Here’s my number, call me maybe. Telehealth rules change again but where’s the consultation?
Lobbying has temporarily reinstated 33 MBS item numbers, raising questions about the lack of consultation and what the future of telehealth and rural health will look like.
Two weeks before Christmas, amid a burgeoning Omicron crisis, the Department of Health announced it would be removing many items from MBS in an effort to nudge consumers to video calls instead.
In a turnaround this month, the department stated that it has temporarily reinstated items 91834 and 91835 – consultant physician initial and subsequent attendance – as well as 31 other phone items, but only till 30 June 2022.
A separate document, published on 17 January 2022, states that item numbers 92746 and 92747 have also been temporarily reinstated until 30 June 2022 for telephone consultations lasting 20 minutes or more.

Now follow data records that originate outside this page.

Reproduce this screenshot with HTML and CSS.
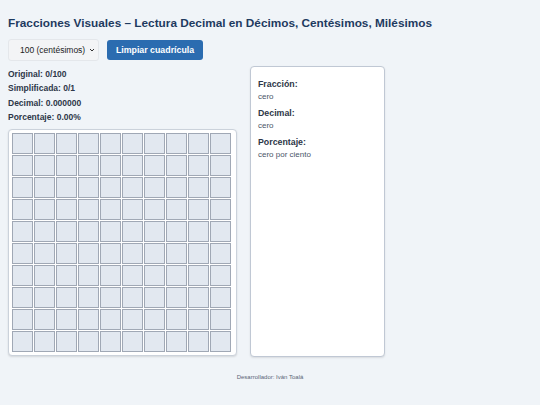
FILE: index.html
```html
<!DOCTYPE html>
<html lang="es">
<head>
<meta charset="utf-8">
<link rel="stylesheet" href="styles.css">
</head>
<body>
<h1 class="title">Fracciones Visuales – Lectura Decimal en Décimos, Centésimos, Milésimos</h1>
<div class="controls">
  <div class="selwrap">
    <select class="sel"><option>100 (centésimos)</option></select>
    <svg class="chev" width="6" height="4" viewBox="0 0 6 4"><path d="M1 1 L3 3 L5 1" fill="none" stroke="#333" stroke-width="1"/></svg>
  </div>
  <button class="btn">Limpiar cuadrícula</button>
</div>
<div class="main">
  <div class="left">
    <div class="info">
      <div>Original: 0/100</div>
      <div>Simplificada: 0/1</div>
      <div>Decimal: 0.000000</div>
      <div>Porcentaje: 0.00%</div>
    </div>
    <div class="gridbox">
      <div class="grid" id="grid"></div>
    </div>
  </div>
  <div class="panel">
    <div class="lbl">Fracción:</div>
    <div class="val">cero</div>
    <div class="lbl">Decimal:</div>
    <div class="val">cero</div>
    <div class="lbl">Porcentaje:</div>
    <div class="val">cero por ciento</div>
  </div>
</div>
<footer class="foot">Desarrollador: Iván Toalá</footer>
<script>
var g=document.getElementById('grid');
for(var i=0;i<100;i++){var c=document.createElement('div');c.className='cell';g.appendChild(c);}
</script>
</body>
</html>
```
FILE: styles.css
```css
html, body { margin: 0; padding: 0; }
body {
  background: #f0f4f8;
  font-family: "Liberation Sans", Arial, sans-serif;
  color: #2d3748;
  padding: 8px;
}
.title {
  margin: 7px 0 8px 0;
  font-size: 11.8px;
  font-weight: bold;
  color: #1e3a5f;
  line-height: 16px;
}
.controls {
  display: flex;
  align-items: center;
  gap: 8px;
}
.selwrap {
  position: relative;
  width: 91px;
  height: 22px;
}
.sel {
  -webkit-appearance: none;
  appearance: none;
  width: 91px;
  height: 22px;
  font-family: "Liberation Sans", Arial, sans-serif;
  font-size: 8.5px;
  background: #f3f4f6;
  border: 1px solid #e4e7eb;
  border-radius: 3px;
  color: #222;
  padding: 0 0 0 11px;
}
.chev {
  position: absolute;
  right: 4px;
  top: 9px;
  pointer-events: none;
}
.btn {
  height: 20px;
  width: 96px;
  padding: 0;
  background: #2b6cb0;
  color: #fff;
  border: none;
  border-radius: 3px;
  font-family: "Liberation Sans", Arial, sans-serif;
  font-size: 8.8px;
  font-weight: bold;
}
.main {
  display: flex;
  align-items: flex-start;
  gap: 13px;
  margin-top: 5px;
}
.left { width: 229px; }
.info {
  font-size: 8.5px;
  font-weight: bold;
  line-height: 14.4px;
  color: #2d3748;
  padding-top: 1px;
}
.gridbox {
  margin-top: 4px;
  background: #fff;
  border: 1px solid #cbd2db;
  border-radius: 4px;
  box-shadow: 0 1px 2px rgba(0,0,0,0.12);
  padding: 3px;
  width: 221px;
}
.grid {
  display: grid;
  grid-template-columns: repeat(10, 21px);
  grid-auto-rows: 21px;
  gap: 1px;
}
.cell {
  background: #e2e8f0;
  border: 1px solid #a0a8b5;
  box-sizing: border-box;
}
.panel {
  background: #fff;
  border: 1px solid #c0c8d4;
  border-radius: 4px;
  box-shadow: 0 1px 2px rgba(0,0,0,0.1);
  padding: 11px 7px 9px 7px;
  width: 119px;
  height: 269px;
}
.lbl {
  font-size: 8.8px;
  font-weight: bold;
  color: #2d3748;
  line-height: 13px;
}
.val {
  font-size: 8px;
  color: #4a5568;
  line-height: 12px;
  margin-bottom: 4px;
}
.foot {
  text-align: center;
  font-size: 6px;
  color: #5a6577;
  margin-top: 17px;
}
```
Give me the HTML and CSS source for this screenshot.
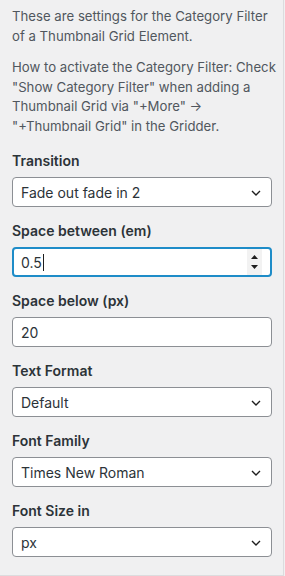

The existing relationship rule still applies to all these item numbers, with a few exceptions including patients who are subjected to covid public health orders requiring isolation.
The reinstatement is very welcome, especially for immunocompromised and mobility-impaired patients. However, these item numbers are only for use till mid-year. This challenges longer term planning by clinic owners and also feeds growing telephone queues which have left small clinics grappling with how to service a peak of covid patients in the community.
Rural health patients and practitioners will potentially suffer with item number 112 removed permanently.
“One of the big issues is the removal of the longstanding item number 112 for regional video,” said rheumatologist Dr Claire Barrett, who has an outreach clinic in Longreach, Queensland.
“It makes bulk-billing, which I do for all patients at my Longreach clinic, really challenging from a business perspective.”
Rural Aboriginal and Torres Strait Islander health services have also felt the blow of MBS items being removed last year and not reinstated. In many remote Indigenous communities, internet access to engage in telehealth is limited. But still, about 50% of services have been done by video telehealth, said Dr Jason Agostino, epidemiologist and political adviser to National Aboriginal Community Controlled Health Organisation.
“The patients are actually coming into their local clinic and having a health worker or a nurse support them to access a remote specialist. And that’s largely unpaid work,” he said.
“It’s really important work, it’s actually really good evidence of team-based care, but for reasons that are difficult to understand funding changes are actually pulling back from the patient end support,” said Dr Agostino.
GP Dr Nathan Pinskier is owner of Onsite Doctor and former chair of the RACGP expert committee for eHealth & practice systems.
“Our whole system at the moment lacks health advocacy and support. Covid is highlighting that in big ways,” he said.
Dr Pinskier has lobbied hard against the recent MBS changes. He said that the Medicare Review processes do not appear to be as transparent or consultative with peak bodies as the Pharmaceutical Benefits Scheme processes are. He is also uncertain about the origins of the novel 30/20 rule.
The new 30/20 rule has also temporarily folded under lobbying pressure. It has been deferred and will be reinstated mid-year, at which time any doctor who has more than 30 telephone consultations in a day, for more than 20 days in a year, will be referred to the Professional Services Review.
“There was no consultation around the 30/20 rule, that I’m aware of. There was certainly no peer conversation. And whether it’s a good, bad or indifferent idea, I don’t know, because the evidence underpinning it is unclear.
One sugar cube to sweeten the ongoing changes by Department of Health is a new, but temporary, item number 93715 which compensates doctors for the protective equipment and systems required when attending face-to-face with covid positive patients.
Image-based prescribing was also thrown a lifeline at the end of last year due to the severity of the covid pandemic in parts of Australia. The program, due to end on 31 December 2021, has been extended to 31 March 2022.